Lo scopo è raggiunto, la prima pepita è stata trovata e i barlumi di una grande ricchezza e di un’immensa solitudine cominciano ad intravedersi, ed è tempo allora di congedarsi: addio che viene consumato nel successivo The last sled, che cita esplicitamente nel titolo il penultimo capitolo bis della Saga e che mantiene il tono drammatico del precedente, con un velo di malinconia in più. Anche qui sono gli archi a farla da padrone, ma le dolci note del pianoforte di Holopainen spuntano come le lacrime del partente che saluta per l’ultima volta un posto che ha tanto amato, conscio di accomiatarsi non solo da un luogo ma da una fase irripetibile della propria vita (Another rainbow’s end / another memory); piccola chicca, nel testo, quel fortuna favet fortibus (la fortuna aiuta gli audaci) che non solo riassume perfettamente il paperon-pensiero, ma è anche un riferimento ad una struggente tavola disegnata proprio da Don Rosa in cui si vedevano Paperino ed i tre nipotini piangere un defunto zione sulla sua lapide, sulla quale è inciso proprio il famoso motto latino.

A proposito di cari estinti, il brano seguente è probabilmente il più commovente dell’intera opera: il delicato pianoforte di Goodbye, papa fa da sfondo all’ultimo ritorno di Paperone in terra natìa, tra una sosta sulla tomba della madre e un ultimo abbraccio a Fergus McDuck che, ormai passato a miglior vita, saluta mano nella mano col fantasma della moglie i suoi figli che partono, stavolta definitivamente, alla volta del Nuovo Mondo.

Manca un ultimo passo, però, alla definitiva trasformazione di Paperone nell’apparentemente vecchio e avaro zio che per tanti anni taglierà i ponti con la sua famiglia: To be rich, col suo andamento sommesso, quasi sconfitto, sancisce il passaggio a questa nuova fase.
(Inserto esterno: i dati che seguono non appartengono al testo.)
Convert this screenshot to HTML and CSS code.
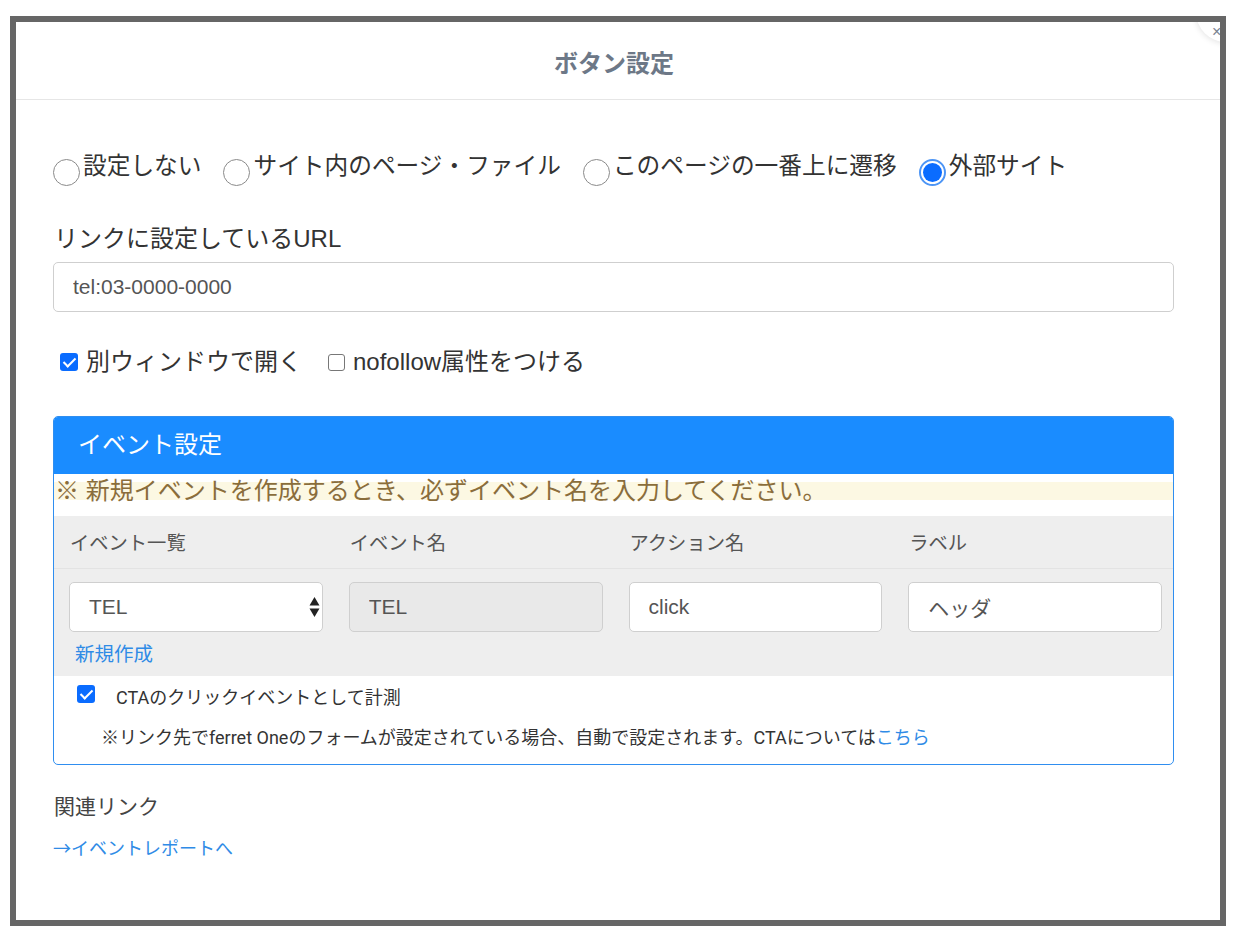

Essere ricco comporta rinunce, sofferenze, e poco importa se i parenti che tanto ti hanno amato ti considerino ora solo un avido miliardario dal cuore di pietra: nessuno sa, nessuno conosce davvero le sofferenze e le fatiche della vita di un vecchio papero, forse solo her face on the moon, ma lei è ormai lontana.
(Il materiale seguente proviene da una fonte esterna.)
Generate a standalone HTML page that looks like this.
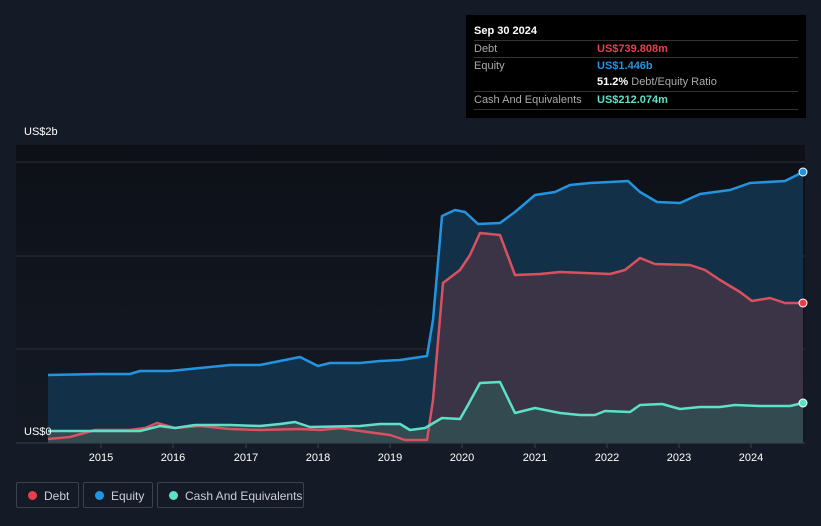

Home is the sailor, home from the sea.saga pdp finale

Menzione a parte meritano le ultime due tracce, che si collocano sì all’altezza dell’ultimo capitolo della Saga, in cui Paperone rivede le sue posizioni dopo tanti anni di solitudine e si presenta finalmente ai nipoti, ma sono anche riflessioni estemporanee, possibili meditazioni notturne di uno zione vittima di tanti ricordi e tante avventure ma incapace di considerarsi un relitto, ancora voglioso di scrivere nuove pagine memorabili della sua già incredibile vita.

A lifetime of adventure è il perfetto commento musicale dell’ultima tavola della Saga, con gli occhi sognanti di Uncle Scrooge che tornano ai bei vecchi tempi, ma è anche molto diverso dalle tracce che l’hanno preceduto: è un pezzo che tradisce l’animo rock di Holopainen, grazie ad una più classica struttura strofa-ritornello e all’unico assolo di chitarra presente nell’album, con un testo malinconico da cui traspare finalmente la consapevolezza della vera ricchezza (To be rich is / to still remember / to treasure your first dime / to have a chance to say farewell) e un ritmo però incalzante, che lascia presagire la voglia di andare avanti invece di lasciarsi morire all’ingombrante ombra del Klondike.

Degna di nota anche la non casuale citazione alla Rosebud di Quarto Potere, il capolavoro di Orson Welles che ha, infatti, molto da spartire con la Saga in quanto a tematiche trattate. Chiude questo piccolo gioiello il pezzo forse più tranquillo e maturo, quel Go slowly now, sands of time che, con la serenità della sua chitarra acustica e della calda voce di Reid, prosegue nel suggerirci l’immagine di un Paperone meditabondo ma anche voglioso di nuove esperienze, maturo e nostalgico ma mai stanco, mai pago, mai arrendevole.

Home is the sailor / home from the sea / and the hunter home from the hill sono i versi di Stevenson che fanno da ritornello al brano (non casualmente, essendo stati citati proprio da Don Rosa nelle tavole che raccontavano il ritorno di Paperone a Paperopoli dopo vent’anni di girovagare), ma qual è la casa a cui il nostro cacciatore ha fatto ritorno? Quella, sicura e confortevole, in cui il corpo di una normale persona desidera trascorrere i giorni della propria vecchiaia o quell’immenso mondo in cui un mai domo papero non vuole smettere di lasciare tracce, stavolta in compagnia degli affetti più sinceri? Fortunatamente la risposta la conosciamo già: tavole e musica sembrano non lasciarci alcun dubbio.